Indonesian Govt Delays Film Tax Review Decision

The Jakarta Globe

If you have been waiting patiently for the past month, popcorn box in hand, to find out whether there will be any fresh Hollywood films to watch on the big screen anytime soon, you may have to keep on waiting.

The government on Wednesday failed to come out with a promised decision on the tax on imported films, saying negotiations hadn’t concluded yet.

Culture and Tourism Minister Jero Wacik, who had earlier promised that Wednesday would be the day he would reveal a decision on the tax issue that has led foreign film importers to stop bringing in new titles, said the scheme had yet to be finalized.

“We cannot announce the exact film tax scheme yet because it is still being discussed, taking into consideration three regulations, on customs, tax and also films,” Wacik said.

The policy in question led to members of the Motion Picture Association deciding to halt exports of films to Indonesia.

The core of the issue lies in the calculation of the customs value of imported films, which was previously based on the physical length of the film roll, with each meter valued at 43 cents. But the government now wants to tax royalties up front under a 2006 customs law that stipulates that royalties should be included in the import tax.

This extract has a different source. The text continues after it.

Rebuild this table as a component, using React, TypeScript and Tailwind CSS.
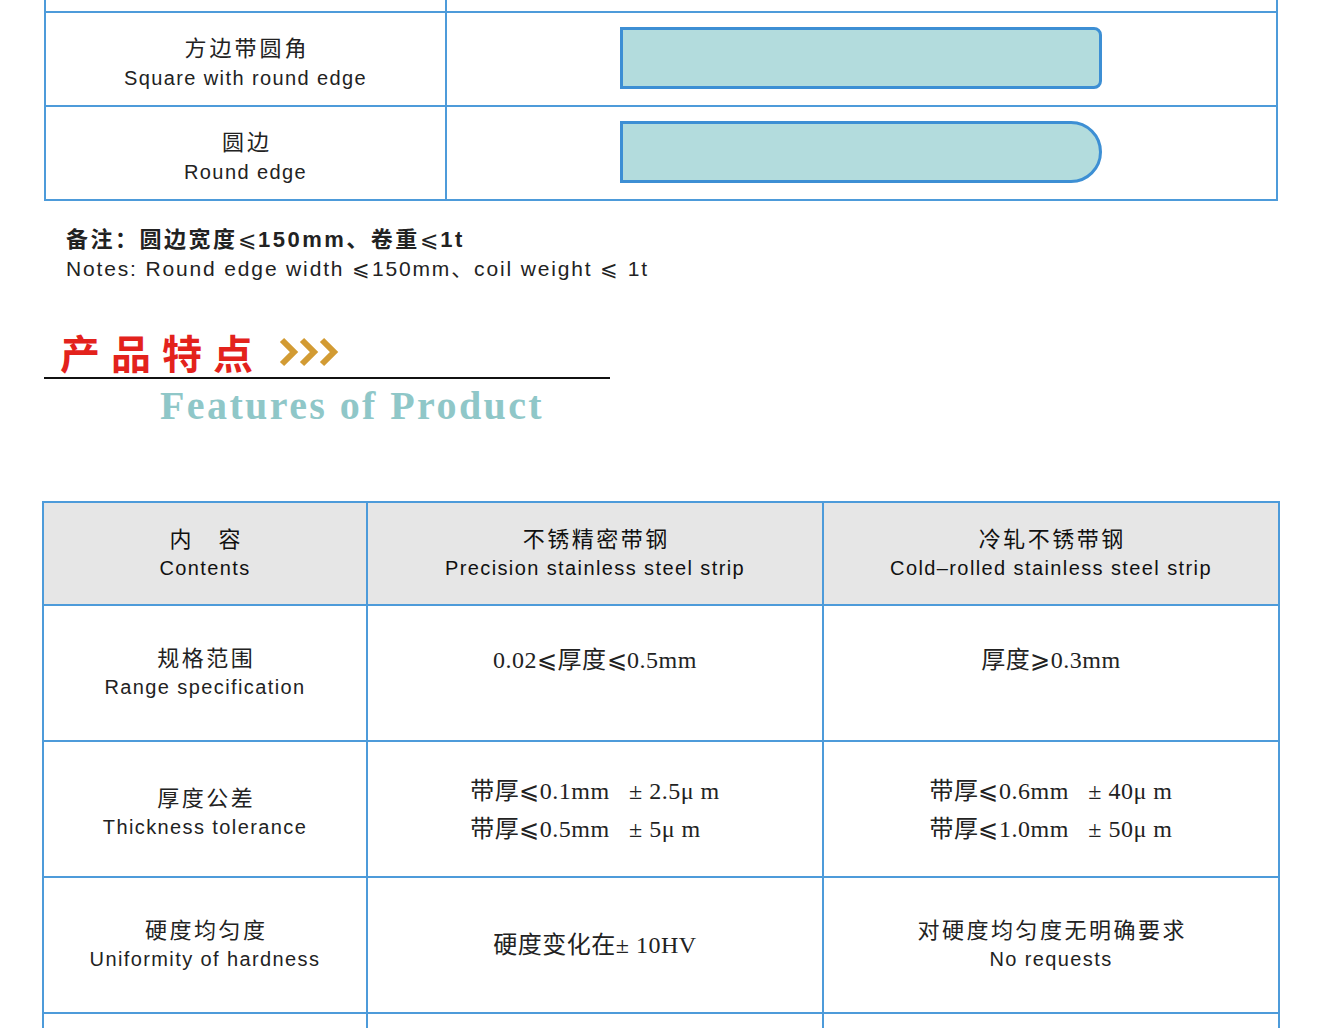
import { Fragment } from "react"

const sans = "font-['Liberation_Sans','Noto_Sans_CJK_SC',sans-serif]"
const serif = "font-['Liberation_Serif','Noto_Sans_CJK_SC',serif]"

// ≤ ≥ 用中文字体的全角字形
function withSym(s: string) {
  return s.split(/([≤≥])/).map((part, i) =>
    part === "≤" || part === "≥" ? (
      <span key={i} className="font-['Noto_Sans_CJK_SC',sans-serif] font-normal">{part === "≤" ? "⩽" : "⩾"}</span>
    ) : (
      <Fragment key={i}>{part}</Fragment>
    )
  )
}

function EdgeRow({ zh, en, shape }: { zh: string; en: string; shape: string }) {
  return (
    <div className="flex h-[94px] border-b-2 border-[#4d9bda]">
      <div className={`w-[401px] border-r-2 border-[#4d9bda] flex flex-col items-center justify-center pt-[8px] text-[#222] ${sans}`}>
        <div className="text-[22px] leading-[30px] tracking-[3px] pl-[3px]">{zh}</div>
        <div className="text-[20px] leading-[28px] tracking-[1.4px]">{en}</div>
      </div>
      <div className="flex-1 flex items-center pl-[173px] pb-[2px]">
        <div className={`w-[482px] h-[62px] bg-[#b3dcdd] border-[3px] border-[#3d8fd4] ${shape}`} />
      </div>
    </div>
  )
}

function Chevrons() {
  return (
    <svg width="60" height="30" viewBox="0 0 60 30" className="ml-[15px]">
      {[0, 20, 40].map((x) => (
        <polyline key={x} points={`${x + 3},3 ${x + 15},15 ${x + 3},27`} fill="none" stroke="#d29b33" strokeWidth="6" />
      ))}
    </svg>
  )
}

type Cell = { lines: string[]; font: "sans" | "serif"; top?: boolean }

const rows: { label: [string, string]; shift?: boolean; cells: Cell[] }[] = [
  {
    label: ["规格范围", "Range specification"],
    cells: [
      { lines: ["0.02≤厚度≤0.5mm"], font: "serif", top: true },
      { lines: ["厚度≥0.3mm"], font: "serif", top: true },
    ],
  },
  {
    label: ["厚度公差", "Thickness tolerance"],
    shift: true,
    cells: [
      { lines: ["带厚≤0.1mm   ± 2.5μ m", "带厚≤0.5mm   ± 5μ m"], font: "serif" },
      { lines: ["带厚≤0.6mm   ± 40μ m", "带厚≤1.0mm   ± 50μ m"], font: "serif" },
    ],
  },
  {
    label: ["硬度均匀度", "Uniformity of hardness"],
    cells: [
      { lines: ["硬度变化在± 10HV"], font: "serif" },
      { lines: ["对硬度均匀度无明确要求", "No requests"], font: "sans" },
    ],
  },
]

function LabelCell({ zh, en, header, shift }: { zh: string; en: string; header?: boolean; shift?: boolean }) {
  return (
    <div className={`flex flex-col items-center justify-center ${sans} ${header ? "text-[#111]" : "text-[#222]"} ${shift ? "pt-[8px]" : ""}`}>
      <div className="text-[22px] leading-[29px] tracking-[2.5px] pl-[2.5px] whitespace-pre">{zh}</div>
      <div className="text-[20px] leading-[29px] tracking-[1.4px]">{en}</div>
    </div>
  )
}

function ValueCell({ cell }: { cell: Cell }) {
  if (cell.font === "sans") {
    const [zh, en] = cell.lines
    return <LabelCell zh={zh} en={en} />
  }
  return (
    <div className={`flex flex-col items-start justify-center text-[#222] ${serif} ${cell.top ? "pb-[28px]" : ""}`}>
      {cell.lines.map((l) => (
        <div key={l} className="text-[24px] leading-[36px] whitespace-pre tracking-[0.5px]">{withSym(l)}</div>
      ))}
    </div>
  )
}

export default function App() {
  return (
    <div className="w-[1321px] h-[1028px] overflow-hidden bg-white">
      {/* 边部形状表 */}
      <div className="ml-[44px] w-[1234px] border-x-2 border-[#4d9bda]">
        <div className="flex h-[13px] border-b-2 border-[#4d9bda]">
          <div className="w-[401px] border-r-2 border-[#4d9bda]" />
        </div>
        <EdgeRow zh="方边带圆角" en="Square with round edge" shape="rounded-r-[8px]" />
        <EdgeRow zh="圆边" en="Round edge" shape="rounded-r-[31px]" />
      </div>

      {/* 备注 */}
      <div className={`pl-[66px] pt-[22px] text-[#222] ${sans}`}>
        <div className="text-[22px] leading-[29px] font-bold tracking-[2.5px]">{withSym("备注：圆边宽度≤150mm、卷重≤1t")}</div>
        <div className="text-[21px] leading-[27px] tracking-[1.85px]">{withSym("Notes: Round edge width ≤150mm、coil weight ≤ 1t")}</div>
      </div>

      {/* 产品特点 */}
      <div className="mt-[45px] ml-[44px] w-[566px]">
        <div className="flex items-center pl-[16px] h-[50px]">
          <span className="text-[40px] leading-[50px] font-bold text-[#e3221c] tracking-[11px] font-['Noto_Sans_CJK_SC',serif]">产品特点</span>
          <Chevrons />
        </div>
        <div className="h-[2px] bg-[#111]" />
      </div>
      <div className={`pl-[160px] text-[40px] leading-[54px] font-bold text-[#8fc7c8] tracking-[2.4px] ${serif}`}>
        Features of Product
      </div>

      {/* 参数表 */}
      <div className="mt-[68px] ml-[42px] w-[1238px] border-x-2 border-t-2 border-[#4d9bda]">
        <div className="grid grid-cols-[324px_456px_1fr] h-[103px] bg-[#e6e6e6] border-b-2 border-[#4d9bda]">
          <div className="border-r-2 border-[#4d9bda] flex justify-center">
            <LabelCell zh={"内　容"} en="Contents" header />
          </div>
          <div className="border-r-2 border-[#4d9bda] flex justify-center">
            <LabelCell zh="不锈精密带钢" en="Precision stainless steel strip" header />
          </div>
          <div className="flex justify-center">
            <LabelCell zh="冷轧不锈带钢" en="Cold–rolled stainless steel strip" header />
          </div>
        </div>
        {rows.map((r) => (
          <div key={r.label[0]} className="grid grid-cols-[324px_456px_1fr] h-[136px] border-b-2 border-[#4d9bda]">
            <div className="border-r-2 border-[#4d9bda] flex justify-center">
              <LabelCell zh={r.label[0]} en={r.label[1]} shift={r.shift} />
            </div>
            <div className="border-r-2 border-[#4d9bda] flex justify-center">
              <ValueCell cell={r.cells[0]} />
            </div>
            <div className="flex justify-center">
              <ValueCell cell={r.cells[1]} />
            </div>
          </div>
        ))}
        <div className="grid grid-cols-[324px_456px_1fr] h-[40px]">
          <div className="border-r-2 border-[#4d9bda]" />
          <div className="border-r-2 border-[#4d9bda]" />
          <div />
        </div>
      </div>
    </div>
  )
}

The government, though, has sent out mixed messages. While the Directorate General of Customs and Excise has appeared resolute about implementing the new royalty computation, the Culture and Tourism Ministry has maintained that the government was open to negotiations with film importers.

“I want to make sure that foreign films are still entering Indonesia,” Jero reiterated on Wednesday. He did not elaborate on the statement, instead announcing that a separate import tax on film production equipment would be scrapped to help give Indonesian film producers a boost.

The Tourism Ministry has previously said boosting the local film industry was the rationale behind the new royalty policy.
“President Susilo Bambang Yudhoyono suggested developing the national film industry by reducing taxes for Indonesian filmmakers, so we are going to apply a zero percent tax on film production equipment,” Wacik said.

He said film production equipment and materials have always been listed as luxury items and therefore were slapped with high taxes.

“Other than that, we are going to reduce the value-added tax to a minimum level,” he said, without elaborating.
Wacik said the country’s current film production levels were not in a position to meet the demands of the 672 screening houses across the nation.

“That is why foreign films are needed, to meet the demand of the screens and also to become references for Indonesian filmmakers to improve the quality of their films,” Wacik said. “We do not want to create a policy that hurts many people, including Hollywood film fans and cinema employees.”

Wacik said the tax regime on imported films was aimed at protecting the national film industry while at the same time not harming foreign film imports.

“We just want to see foreign films enter Indonesia without violating the regulations. So far, the Directorate General of Taxation has decided on a tax scheme, but it has yet to finalize their decision,” he said.

In order to help increase public assess to films, Wacik said his ministry proposed to have dozens of film projection cars available in 2012 to cater to areas without cinemas.

“This idea is basically to bring films to all Indonesian citizens. In that way, films will be a form of entertainment not only enjoyed by city people but also by people from small towns or small villages.” Jero said.